Question

How do you factor $ 2{x^2} - 3x - 2 $ ?

Answer 1

Hint: In this question, we need to solve the equation $ 2{x^2} - 3x - 2 $ . For splitting the middle term into two factors, we will determine the factors that multiply to give $ ac $ i.e., $ 2 \times - 2 = - 4 $ , and add to give $ b $ i.e., $ - 3 $ which is called sum-product pattern. Then, factor the first two and last two terms separately. If we have done this correctly, then two new terms will have a clearly visible common factor. Finally, we will equate the factors to $ 0 $ and determine the value of $ x $ .

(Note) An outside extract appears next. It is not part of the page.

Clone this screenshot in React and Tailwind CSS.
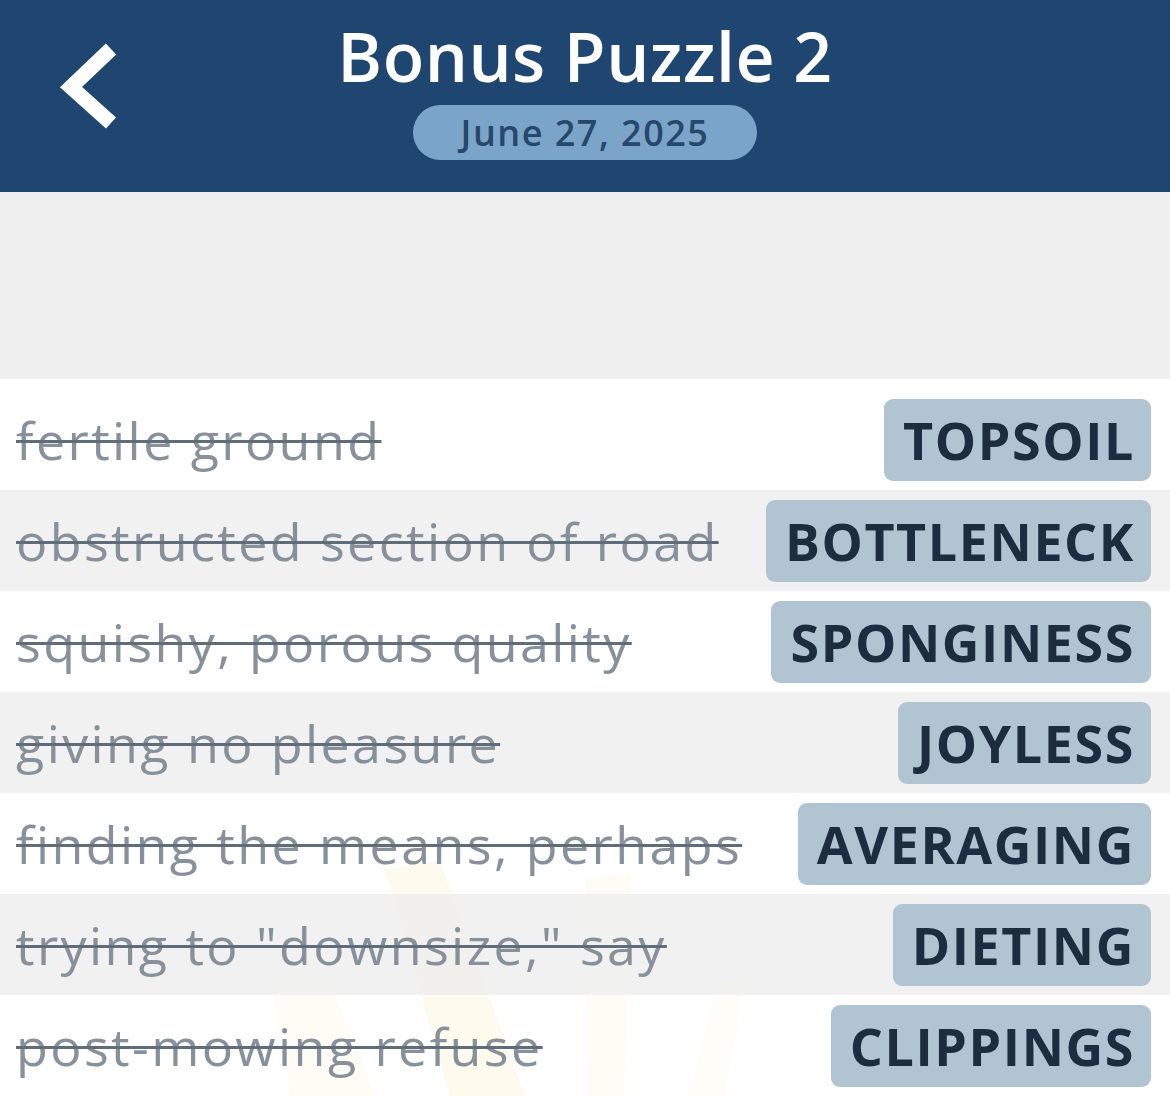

Complete step-by-step answer:
Now, we need to solve $ 2{x^2} - 3x - 2 $ .
First, let us determine the factors of the given equation.
According to the rule to factorize,
Product= $ {x^2} $ coefficient $ \times $ constant
And, sum= $ x $ coefficient
Thus, we will find two numbers that multiply to give $ ac $ i.e., $ 2 \times - 2 = - 4 $ and add to give $ b $ i.e., $ - 3 $ ,
Here, the product is negative. So, we can say that one of the factors is negative, and then the other is positive.
Now, let’s consider the possible factors and their sum.
$
  4 \times - 1 = - 4;4 + \left( { - 1} \right) = 3 \\
  2 \times - 2 = - 4;2 + \left( { - 2} \right) = 0 \\
  1 \times - 4 = - 4;1 + \left( { - 4} \right) = - 3 \;
$
From this it is clear that the factors are $ 1 $ and $ - 4 $ .
Now, by rewriting the middle term with those factors, we have,
 $ 2{x^2} - 3x - 2 = 0 $
 $ \left( {2{x^2} + x} \right) - \left( {4x + 2} \right) = 0 $
Factor out the greatest common factor from each group,
 $ x\left( {2x + 1} \right) - 2\left( {2x + 1} \right) = 0 $
Factor the polynomial by factoring out the greatest common factor, $ 2x + 1 $ ,
 $ \Rightarrow \left( {x - 2} \right)\left( {2x + 1} \right) = 0 $
Hence, the factors are $ \left( {x - 2} \right) $ and $ \left( {2x + 1} \right) $ .
So, the correct answer is “ $ \left( {x - 2} \right) $ and $ \left( {2x + 1} \right) $ ”.

Note: In this question it is important to note that this factorization method works for all quadratic equations. The standard form of the quadratic equation is $ a{x^2} + bx + c = 0 $ . It is called factoring because we find the factors. A factor is something we multiply by. There is no simple method of factoring a quadratic expression, but with a little practice it becomes easier. If the question is to solve the equation, then we can finally, equate the equation to $ 0 $ which is common in all quadratic equations because we need to determine the value of the given unknown variable.